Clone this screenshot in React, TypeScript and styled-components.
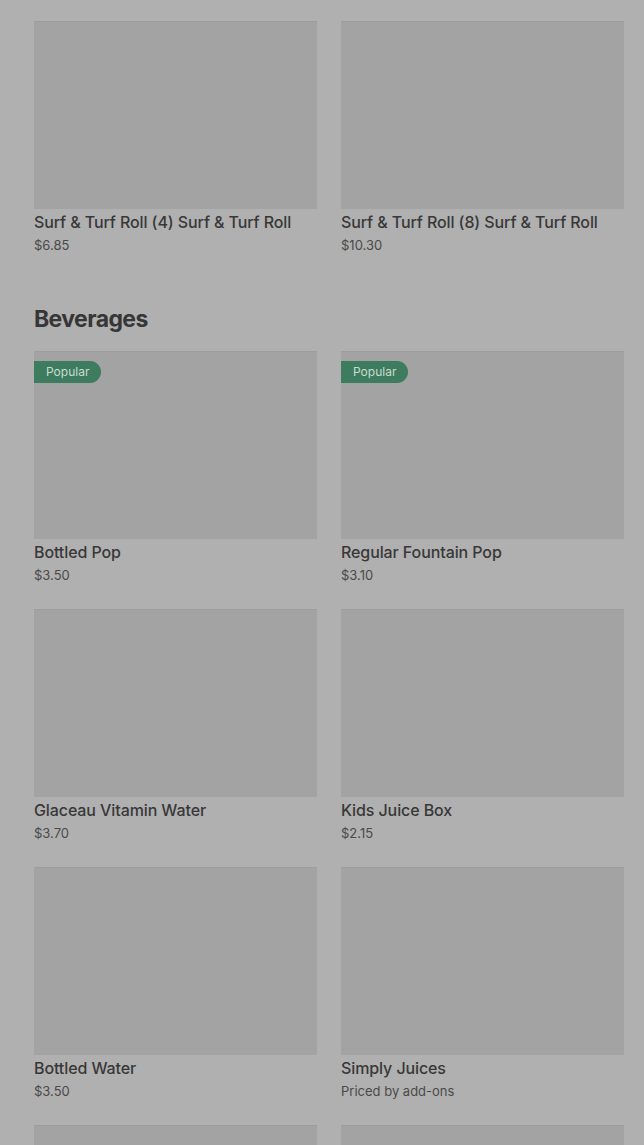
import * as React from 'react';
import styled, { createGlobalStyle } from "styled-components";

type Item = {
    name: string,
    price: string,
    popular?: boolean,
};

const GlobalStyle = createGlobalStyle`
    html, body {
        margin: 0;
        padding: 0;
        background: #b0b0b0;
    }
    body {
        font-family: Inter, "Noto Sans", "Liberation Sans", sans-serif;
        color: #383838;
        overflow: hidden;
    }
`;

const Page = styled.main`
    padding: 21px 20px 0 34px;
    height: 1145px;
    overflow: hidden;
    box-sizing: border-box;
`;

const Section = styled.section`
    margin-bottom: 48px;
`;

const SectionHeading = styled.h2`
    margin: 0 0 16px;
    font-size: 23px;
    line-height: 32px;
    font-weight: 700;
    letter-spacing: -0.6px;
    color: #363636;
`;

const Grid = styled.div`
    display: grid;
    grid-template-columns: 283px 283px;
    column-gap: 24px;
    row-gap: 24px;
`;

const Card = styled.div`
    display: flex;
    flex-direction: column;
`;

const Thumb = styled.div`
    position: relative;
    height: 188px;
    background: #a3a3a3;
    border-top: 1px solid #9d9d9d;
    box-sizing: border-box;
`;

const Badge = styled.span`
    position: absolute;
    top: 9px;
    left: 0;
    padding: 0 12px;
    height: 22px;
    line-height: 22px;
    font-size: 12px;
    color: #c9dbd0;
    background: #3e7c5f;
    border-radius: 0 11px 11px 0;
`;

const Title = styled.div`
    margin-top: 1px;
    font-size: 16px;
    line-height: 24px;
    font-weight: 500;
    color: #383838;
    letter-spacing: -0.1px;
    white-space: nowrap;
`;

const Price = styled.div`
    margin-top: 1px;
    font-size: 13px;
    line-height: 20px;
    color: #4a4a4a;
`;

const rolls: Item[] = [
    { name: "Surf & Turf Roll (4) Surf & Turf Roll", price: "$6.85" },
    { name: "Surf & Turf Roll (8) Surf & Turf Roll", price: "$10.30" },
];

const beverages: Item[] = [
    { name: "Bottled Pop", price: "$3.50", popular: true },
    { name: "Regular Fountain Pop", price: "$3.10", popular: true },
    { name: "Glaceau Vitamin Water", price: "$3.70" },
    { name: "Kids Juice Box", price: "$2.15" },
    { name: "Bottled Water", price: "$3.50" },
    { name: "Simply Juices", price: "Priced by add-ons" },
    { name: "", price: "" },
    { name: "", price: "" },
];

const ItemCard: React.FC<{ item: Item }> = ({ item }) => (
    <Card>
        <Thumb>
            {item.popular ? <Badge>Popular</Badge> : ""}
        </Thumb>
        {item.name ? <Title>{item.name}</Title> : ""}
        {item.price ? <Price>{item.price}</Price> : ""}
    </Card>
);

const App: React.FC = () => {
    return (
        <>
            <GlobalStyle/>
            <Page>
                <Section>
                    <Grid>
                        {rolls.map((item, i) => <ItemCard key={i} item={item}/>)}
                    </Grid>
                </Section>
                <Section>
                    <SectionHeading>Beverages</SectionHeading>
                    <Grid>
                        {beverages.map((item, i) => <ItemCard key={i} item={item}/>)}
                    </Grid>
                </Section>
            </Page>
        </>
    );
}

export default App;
■ ■ ■ ■ ■
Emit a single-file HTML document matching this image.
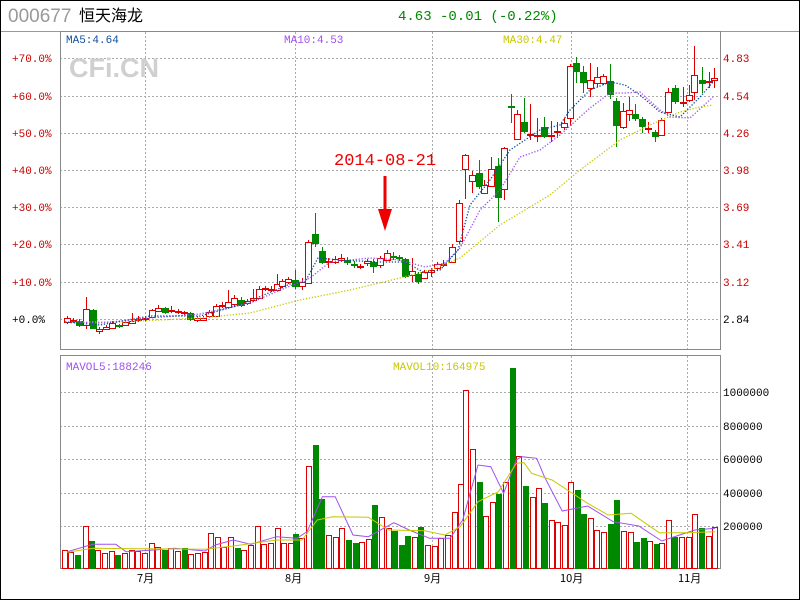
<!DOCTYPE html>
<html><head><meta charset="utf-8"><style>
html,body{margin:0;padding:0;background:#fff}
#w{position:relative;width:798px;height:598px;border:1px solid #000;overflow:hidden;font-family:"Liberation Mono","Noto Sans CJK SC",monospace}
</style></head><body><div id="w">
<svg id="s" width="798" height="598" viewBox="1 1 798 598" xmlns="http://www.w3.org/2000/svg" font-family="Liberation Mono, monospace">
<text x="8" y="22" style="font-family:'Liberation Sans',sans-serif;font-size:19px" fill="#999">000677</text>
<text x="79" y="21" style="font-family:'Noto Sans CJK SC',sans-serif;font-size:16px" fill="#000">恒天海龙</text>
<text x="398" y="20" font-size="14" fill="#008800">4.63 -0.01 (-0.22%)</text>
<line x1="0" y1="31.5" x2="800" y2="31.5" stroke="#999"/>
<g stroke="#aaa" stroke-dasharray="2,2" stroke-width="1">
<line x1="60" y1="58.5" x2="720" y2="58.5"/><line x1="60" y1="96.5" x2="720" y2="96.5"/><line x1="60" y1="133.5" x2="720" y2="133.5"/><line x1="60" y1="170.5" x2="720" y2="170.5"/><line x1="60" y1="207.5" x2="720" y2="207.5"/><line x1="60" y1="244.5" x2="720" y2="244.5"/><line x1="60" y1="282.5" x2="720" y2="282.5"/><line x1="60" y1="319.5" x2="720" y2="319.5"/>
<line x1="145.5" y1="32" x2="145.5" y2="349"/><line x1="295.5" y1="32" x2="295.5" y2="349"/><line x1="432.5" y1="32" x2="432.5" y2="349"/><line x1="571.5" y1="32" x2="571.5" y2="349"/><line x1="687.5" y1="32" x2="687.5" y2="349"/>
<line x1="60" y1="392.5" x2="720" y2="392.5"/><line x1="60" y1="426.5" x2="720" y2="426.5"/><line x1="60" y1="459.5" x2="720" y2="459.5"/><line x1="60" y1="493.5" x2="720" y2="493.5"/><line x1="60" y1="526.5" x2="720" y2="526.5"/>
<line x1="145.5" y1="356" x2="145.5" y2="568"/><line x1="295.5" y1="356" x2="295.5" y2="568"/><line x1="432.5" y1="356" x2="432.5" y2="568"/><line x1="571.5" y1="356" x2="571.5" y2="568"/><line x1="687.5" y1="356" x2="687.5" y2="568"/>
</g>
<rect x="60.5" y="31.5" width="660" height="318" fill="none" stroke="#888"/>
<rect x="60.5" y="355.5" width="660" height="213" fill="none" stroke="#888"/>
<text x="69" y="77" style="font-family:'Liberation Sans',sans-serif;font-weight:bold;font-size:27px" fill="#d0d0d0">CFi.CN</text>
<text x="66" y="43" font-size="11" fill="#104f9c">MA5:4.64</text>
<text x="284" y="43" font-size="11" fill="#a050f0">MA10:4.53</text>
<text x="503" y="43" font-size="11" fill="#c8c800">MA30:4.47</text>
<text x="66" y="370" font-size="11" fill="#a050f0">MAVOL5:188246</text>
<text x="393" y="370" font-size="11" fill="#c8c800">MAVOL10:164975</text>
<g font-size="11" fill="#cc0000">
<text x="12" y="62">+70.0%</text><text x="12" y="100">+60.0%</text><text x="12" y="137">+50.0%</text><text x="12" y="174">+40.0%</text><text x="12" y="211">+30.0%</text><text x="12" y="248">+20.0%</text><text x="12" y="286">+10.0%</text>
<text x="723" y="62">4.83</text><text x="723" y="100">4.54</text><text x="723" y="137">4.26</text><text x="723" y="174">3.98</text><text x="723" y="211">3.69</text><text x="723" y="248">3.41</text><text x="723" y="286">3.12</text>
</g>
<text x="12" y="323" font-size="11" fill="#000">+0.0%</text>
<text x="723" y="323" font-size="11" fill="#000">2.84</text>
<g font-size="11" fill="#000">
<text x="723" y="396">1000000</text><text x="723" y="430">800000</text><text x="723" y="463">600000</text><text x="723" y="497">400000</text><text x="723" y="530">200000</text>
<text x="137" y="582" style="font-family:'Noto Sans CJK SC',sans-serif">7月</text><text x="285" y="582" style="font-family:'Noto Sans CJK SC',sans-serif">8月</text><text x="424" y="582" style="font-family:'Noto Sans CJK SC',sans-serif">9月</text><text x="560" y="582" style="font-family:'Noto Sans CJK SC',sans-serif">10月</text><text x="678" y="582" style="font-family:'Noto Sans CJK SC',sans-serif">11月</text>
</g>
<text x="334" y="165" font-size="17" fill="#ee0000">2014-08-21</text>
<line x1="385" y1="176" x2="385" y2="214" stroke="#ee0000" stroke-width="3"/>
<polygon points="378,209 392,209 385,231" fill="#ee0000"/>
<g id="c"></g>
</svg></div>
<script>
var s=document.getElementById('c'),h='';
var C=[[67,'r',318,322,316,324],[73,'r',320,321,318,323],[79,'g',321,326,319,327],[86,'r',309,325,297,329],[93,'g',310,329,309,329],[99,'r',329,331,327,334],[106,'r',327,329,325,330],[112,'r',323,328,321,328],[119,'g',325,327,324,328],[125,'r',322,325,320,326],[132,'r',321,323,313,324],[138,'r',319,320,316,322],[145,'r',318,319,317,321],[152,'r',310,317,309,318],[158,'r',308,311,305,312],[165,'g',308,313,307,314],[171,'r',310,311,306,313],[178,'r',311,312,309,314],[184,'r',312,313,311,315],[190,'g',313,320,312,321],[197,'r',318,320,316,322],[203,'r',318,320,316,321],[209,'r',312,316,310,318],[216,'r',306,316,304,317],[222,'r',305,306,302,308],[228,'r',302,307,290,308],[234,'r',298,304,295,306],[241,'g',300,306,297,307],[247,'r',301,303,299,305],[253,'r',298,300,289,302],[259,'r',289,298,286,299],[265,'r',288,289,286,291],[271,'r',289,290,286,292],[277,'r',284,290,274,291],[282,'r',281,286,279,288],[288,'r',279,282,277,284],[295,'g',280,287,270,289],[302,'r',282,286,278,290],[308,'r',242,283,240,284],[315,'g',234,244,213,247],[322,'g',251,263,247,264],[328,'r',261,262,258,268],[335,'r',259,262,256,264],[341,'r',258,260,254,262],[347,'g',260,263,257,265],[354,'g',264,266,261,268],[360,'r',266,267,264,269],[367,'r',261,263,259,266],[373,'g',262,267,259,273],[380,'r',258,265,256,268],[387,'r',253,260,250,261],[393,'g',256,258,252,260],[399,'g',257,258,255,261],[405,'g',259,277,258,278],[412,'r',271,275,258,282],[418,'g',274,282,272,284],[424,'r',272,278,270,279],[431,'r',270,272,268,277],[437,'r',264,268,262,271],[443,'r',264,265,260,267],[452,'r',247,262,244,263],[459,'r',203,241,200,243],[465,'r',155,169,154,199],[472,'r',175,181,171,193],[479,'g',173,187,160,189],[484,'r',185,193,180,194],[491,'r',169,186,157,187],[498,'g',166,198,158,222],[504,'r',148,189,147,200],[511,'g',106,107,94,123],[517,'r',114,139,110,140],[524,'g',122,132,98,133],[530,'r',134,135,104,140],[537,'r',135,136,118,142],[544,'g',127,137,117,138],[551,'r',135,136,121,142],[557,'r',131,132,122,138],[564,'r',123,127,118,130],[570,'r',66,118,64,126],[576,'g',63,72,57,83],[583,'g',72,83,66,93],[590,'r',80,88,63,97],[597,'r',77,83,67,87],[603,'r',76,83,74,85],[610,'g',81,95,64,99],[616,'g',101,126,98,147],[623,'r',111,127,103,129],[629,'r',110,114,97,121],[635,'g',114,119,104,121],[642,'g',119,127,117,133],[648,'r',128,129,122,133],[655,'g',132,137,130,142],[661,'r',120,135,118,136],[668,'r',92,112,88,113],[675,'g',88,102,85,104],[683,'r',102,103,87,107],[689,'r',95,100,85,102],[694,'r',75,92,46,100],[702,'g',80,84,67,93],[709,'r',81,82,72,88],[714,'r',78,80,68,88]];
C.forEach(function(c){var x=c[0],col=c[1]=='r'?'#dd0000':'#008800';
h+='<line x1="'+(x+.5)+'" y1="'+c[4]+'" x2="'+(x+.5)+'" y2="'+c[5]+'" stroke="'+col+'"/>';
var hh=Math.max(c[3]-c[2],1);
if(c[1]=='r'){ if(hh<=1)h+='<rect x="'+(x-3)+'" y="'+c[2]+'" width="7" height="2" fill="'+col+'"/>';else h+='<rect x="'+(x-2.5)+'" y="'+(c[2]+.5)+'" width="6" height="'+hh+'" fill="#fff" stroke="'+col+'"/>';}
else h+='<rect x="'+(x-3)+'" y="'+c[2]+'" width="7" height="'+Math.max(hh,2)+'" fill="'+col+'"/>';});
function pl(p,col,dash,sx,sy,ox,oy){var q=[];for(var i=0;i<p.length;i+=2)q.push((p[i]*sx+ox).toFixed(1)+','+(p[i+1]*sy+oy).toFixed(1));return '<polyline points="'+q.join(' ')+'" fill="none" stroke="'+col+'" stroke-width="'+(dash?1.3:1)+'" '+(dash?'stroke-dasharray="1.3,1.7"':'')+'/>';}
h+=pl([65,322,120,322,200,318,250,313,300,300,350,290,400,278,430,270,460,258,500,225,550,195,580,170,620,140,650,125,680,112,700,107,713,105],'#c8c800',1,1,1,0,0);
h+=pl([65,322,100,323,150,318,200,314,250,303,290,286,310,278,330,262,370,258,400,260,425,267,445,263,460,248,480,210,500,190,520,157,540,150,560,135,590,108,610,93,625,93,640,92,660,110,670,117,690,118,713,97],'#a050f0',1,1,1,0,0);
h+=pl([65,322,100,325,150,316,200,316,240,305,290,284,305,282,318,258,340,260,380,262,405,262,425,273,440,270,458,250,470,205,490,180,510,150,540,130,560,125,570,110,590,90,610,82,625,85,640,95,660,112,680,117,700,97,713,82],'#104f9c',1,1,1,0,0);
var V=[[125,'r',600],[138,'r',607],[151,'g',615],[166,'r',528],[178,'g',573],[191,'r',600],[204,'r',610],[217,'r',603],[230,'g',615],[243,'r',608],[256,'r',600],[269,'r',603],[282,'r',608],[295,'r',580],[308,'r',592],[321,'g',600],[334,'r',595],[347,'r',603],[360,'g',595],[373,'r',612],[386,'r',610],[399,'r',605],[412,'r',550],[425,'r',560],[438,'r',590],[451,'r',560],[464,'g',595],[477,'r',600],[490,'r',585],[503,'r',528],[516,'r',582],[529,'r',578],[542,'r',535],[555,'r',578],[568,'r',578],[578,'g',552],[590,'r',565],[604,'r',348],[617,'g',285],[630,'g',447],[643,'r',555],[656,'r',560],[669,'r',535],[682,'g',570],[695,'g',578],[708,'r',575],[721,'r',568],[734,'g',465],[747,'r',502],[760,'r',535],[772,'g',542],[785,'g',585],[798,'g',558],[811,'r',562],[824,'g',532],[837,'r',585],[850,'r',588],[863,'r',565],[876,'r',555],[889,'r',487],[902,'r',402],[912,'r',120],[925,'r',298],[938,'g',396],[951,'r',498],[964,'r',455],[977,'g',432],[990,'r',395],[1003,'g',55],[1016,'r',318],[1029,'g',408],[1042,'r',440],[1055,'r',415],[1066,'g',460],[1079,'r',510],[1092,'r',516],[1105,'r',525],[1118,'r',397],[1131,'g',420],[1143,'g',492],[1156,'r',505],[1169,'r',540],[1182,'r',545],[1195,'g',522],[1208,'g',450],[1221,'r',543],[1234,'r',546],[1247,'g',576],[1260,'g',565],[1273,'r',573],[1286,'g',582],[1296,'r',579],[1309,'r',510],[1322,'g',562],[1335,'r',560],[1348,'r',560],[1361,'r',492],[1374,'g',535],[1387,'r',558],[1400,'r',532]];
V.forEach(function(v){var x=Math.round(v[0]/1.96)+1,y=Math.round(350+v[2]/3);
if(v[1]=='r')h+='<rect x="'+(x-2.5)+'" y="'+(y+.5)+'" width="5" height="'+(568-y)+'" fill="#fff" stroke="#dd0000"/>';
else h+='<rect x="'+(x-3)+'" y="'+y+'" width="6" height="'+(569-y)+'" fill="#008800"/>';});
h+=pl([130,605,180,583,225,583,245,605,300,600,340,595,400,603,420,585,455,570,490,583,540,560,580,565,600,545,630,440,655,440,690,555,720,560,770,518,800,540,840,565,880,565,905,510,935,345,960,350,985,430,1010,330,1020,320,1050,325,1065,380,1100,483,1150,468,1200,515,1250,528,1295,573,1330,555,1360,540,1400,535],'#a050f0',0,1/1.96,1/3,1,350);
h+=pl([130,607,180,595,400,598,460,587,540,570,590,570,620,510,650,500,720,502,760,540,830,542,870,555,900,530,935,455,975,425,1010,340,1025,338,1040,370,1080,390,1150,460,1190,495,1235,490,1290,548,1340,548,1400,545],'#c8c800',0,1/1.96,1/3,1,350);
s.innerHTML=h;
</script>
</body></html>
■ ■ ■ ■ ■
WHAT IS BEING ASKED ▸
Copy out every line from the records that has the word "components".

RESPONSE FOR THIS EXERCISE ▸
Clone this screenshot in React, TypeScript and styled-components.
import styled, { createGlobalStyle } from "styled-components";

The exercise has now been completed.